The role of critical thinking in cross-cultural psychology
According to Shiraew & Levy, critical thinking in cross cultural psychology is ‘the most vital and indispensable component of learning. To describe a phenomena in a cultural context, social phenomena such as a people’s language reflects their personal values, biases, likes, prejudices etc. This results in their language coded in such a way that the language ‘will reveals much about the cultures events, individuals or whatever group they are trying to describe’ (Shiraew & Levy 2010).
Through intuition, people automatically compare their own mental representation to identify or judge a given phenomena, i.e. they set their cultural values and believe systems as the standards to judge a given phenomena. This biased perspective results in lack of objectivity in assessing behavior and specific phenomena in other cultures. Psychologists claim that all cultures suffer from this problem. This explains intercultural conflicts in the society.

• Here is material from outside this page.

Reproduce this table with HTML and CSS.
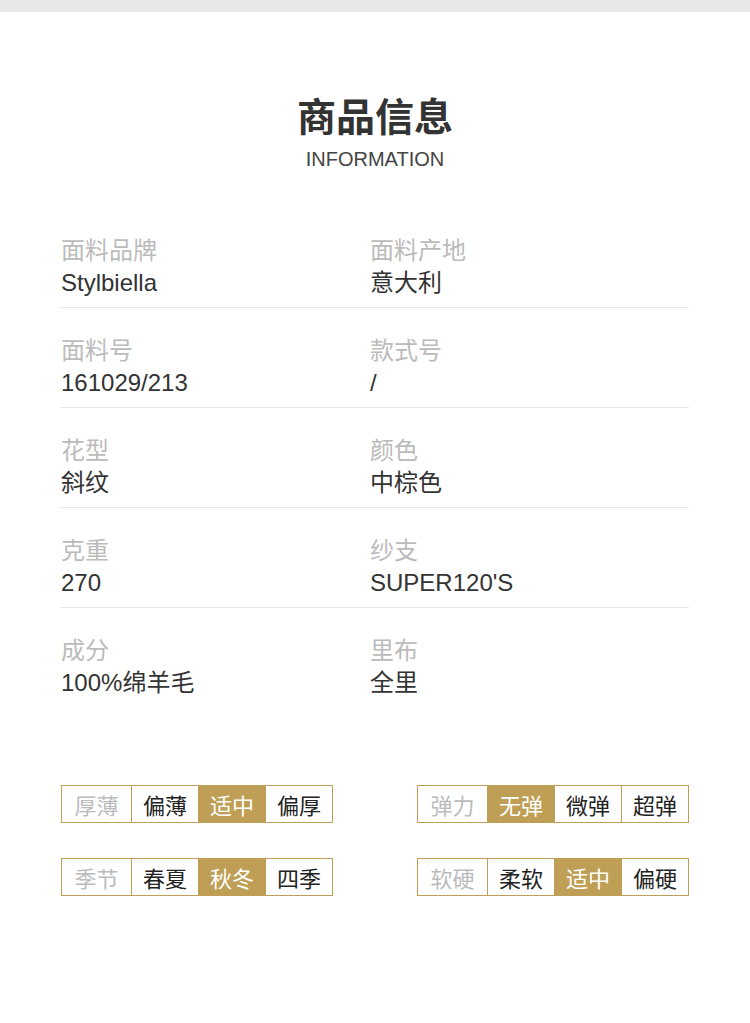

Critical thinking in cross cultural psychology is not only a subject of study in examining cultures, but also a tool in analyzing and evaluating the way people think critically and behave in a given culture.
The methodology associated with cross-cultural research
Being a behavioral study, cross cultural psychology lacks ‘a clear and scientific research technique which poses the study with a serious problem’ (Escotet, March 25-27 1973). While scientific approaches depict modern trends, the evaluation of cultures has become complicated and highly subjective. Matsumoto & Vijver, (2010) argue that ‘regardless of the method of measurement and approach, one of the basic issues researchers may become aware of is the relationship among cultural distance and the probability of generating differences’ Depending on the nature of the study, contextual factors such as education, age or socio-economic status of the participants affects the validity research approach and findings. ‘Including such factors in a study will not only enhance the validity, but also help in eliminating any biases.’ Matsumoto & Vijver (2010).
Shiraev & Levy advises purport there are two major divisions of research in these fields: qualitative and quantitative. While qualitative approaches ‘uses median, mode, variance and standard deviation etc to describe human behavior, qualitative technique uses unobservable human behavior such as dreams.’ Shiraew & Levy (2010).
In conclusion, to understand the heart of human behavior and cognitions across cultures, cross cultural psychology is perfect tool of evaluation. Differentiating cross cultural psychology from cultural is the stepping stone to evaluating cultures. While cultural psychology seeks to find out how culture causes variation in psychology, cross cultural seeks to justify or explain ‘objective description and subjective evaluations of cultures.